(Collected data)
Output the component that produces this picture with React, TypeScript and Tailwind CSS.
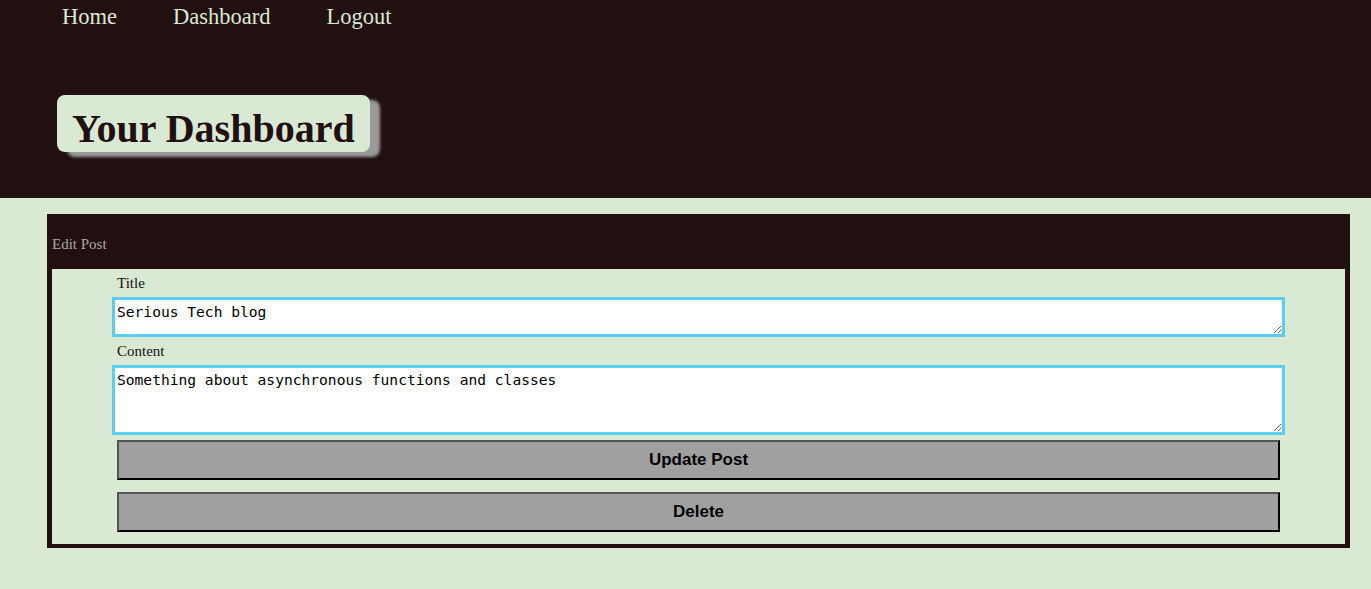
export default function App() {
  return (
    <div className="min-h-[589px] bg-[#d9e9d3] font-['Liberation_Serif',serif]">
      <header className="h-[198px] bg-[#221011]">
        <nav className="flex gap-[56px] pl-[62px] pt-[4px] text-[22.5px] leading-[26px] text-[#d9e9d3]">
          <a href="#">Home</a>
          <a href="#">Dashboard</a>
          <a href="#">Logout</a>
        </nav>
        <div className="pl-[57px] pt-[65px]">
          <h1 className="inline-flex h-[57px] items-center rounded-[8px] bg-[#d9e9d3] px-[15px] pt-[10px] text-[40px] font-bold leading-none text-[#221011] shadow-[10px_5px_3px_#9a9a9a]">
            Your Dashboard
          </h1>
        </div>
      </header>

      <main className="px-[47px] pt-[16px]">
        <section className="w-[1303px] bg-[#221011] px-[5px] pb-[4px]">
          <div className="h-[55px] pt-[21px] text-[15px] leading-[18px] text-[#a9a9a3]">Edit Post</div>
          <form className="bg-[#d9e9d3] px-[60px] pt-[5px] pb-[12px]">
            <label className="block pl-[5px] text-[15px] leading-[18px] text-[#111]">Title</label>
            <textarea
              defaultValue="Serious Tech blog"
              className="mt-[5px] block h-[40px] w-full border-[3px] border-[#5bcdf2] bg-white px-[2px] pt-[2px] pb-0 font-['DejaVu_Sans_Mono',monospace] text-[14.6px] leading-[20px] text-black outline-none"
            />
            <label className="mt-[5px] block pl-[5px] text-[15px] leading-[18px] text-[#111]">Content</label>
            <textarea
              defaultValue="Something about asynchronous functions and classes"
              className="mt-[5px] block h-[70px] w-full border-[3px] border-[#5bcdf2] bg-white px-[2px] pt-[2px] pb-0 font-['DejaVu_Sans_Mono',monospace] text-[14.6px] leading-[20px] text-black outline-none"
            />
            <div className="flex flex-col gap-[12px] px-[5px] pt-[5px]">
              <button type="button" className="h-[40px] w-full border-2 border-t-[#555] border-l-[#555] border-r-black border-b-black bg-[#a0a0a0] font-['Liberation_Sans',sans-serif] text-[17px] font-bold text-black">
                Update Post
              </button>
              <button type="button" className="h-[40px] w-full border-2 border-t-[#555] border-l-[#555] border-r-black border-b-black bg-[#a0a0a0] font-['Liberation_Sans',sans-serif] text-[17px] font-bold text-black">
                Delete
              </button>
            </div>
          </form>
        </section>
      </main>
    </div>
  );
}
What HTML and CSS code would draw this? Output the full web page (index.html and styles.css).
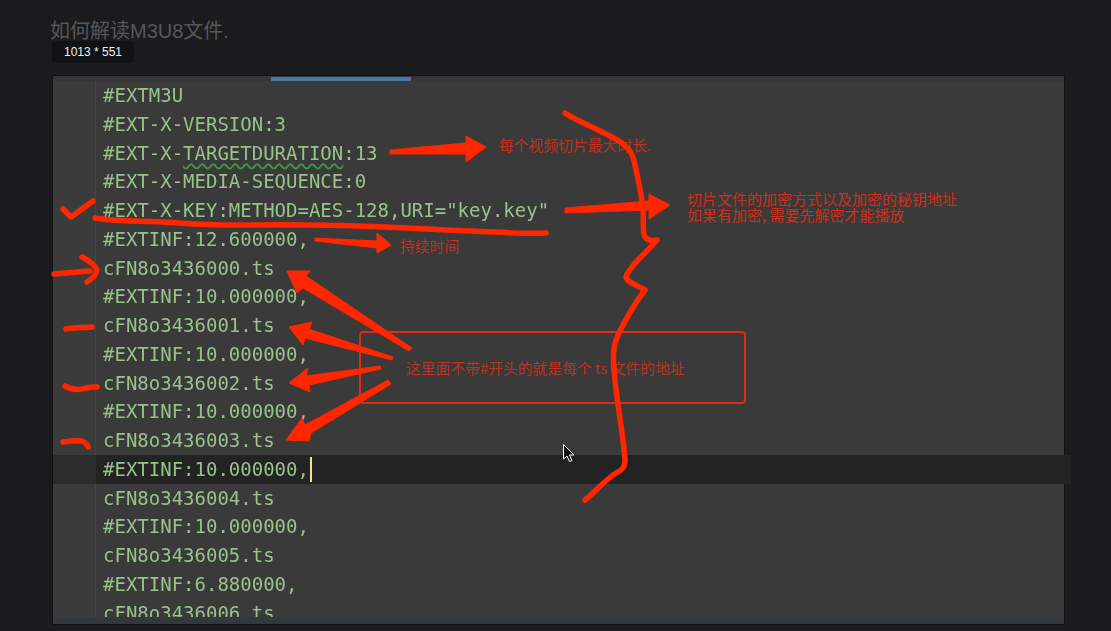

:: Problem to work on ::
Count how many lines of the data include the word "full". Your reply should be that number alone.

:: Finished answer ::
5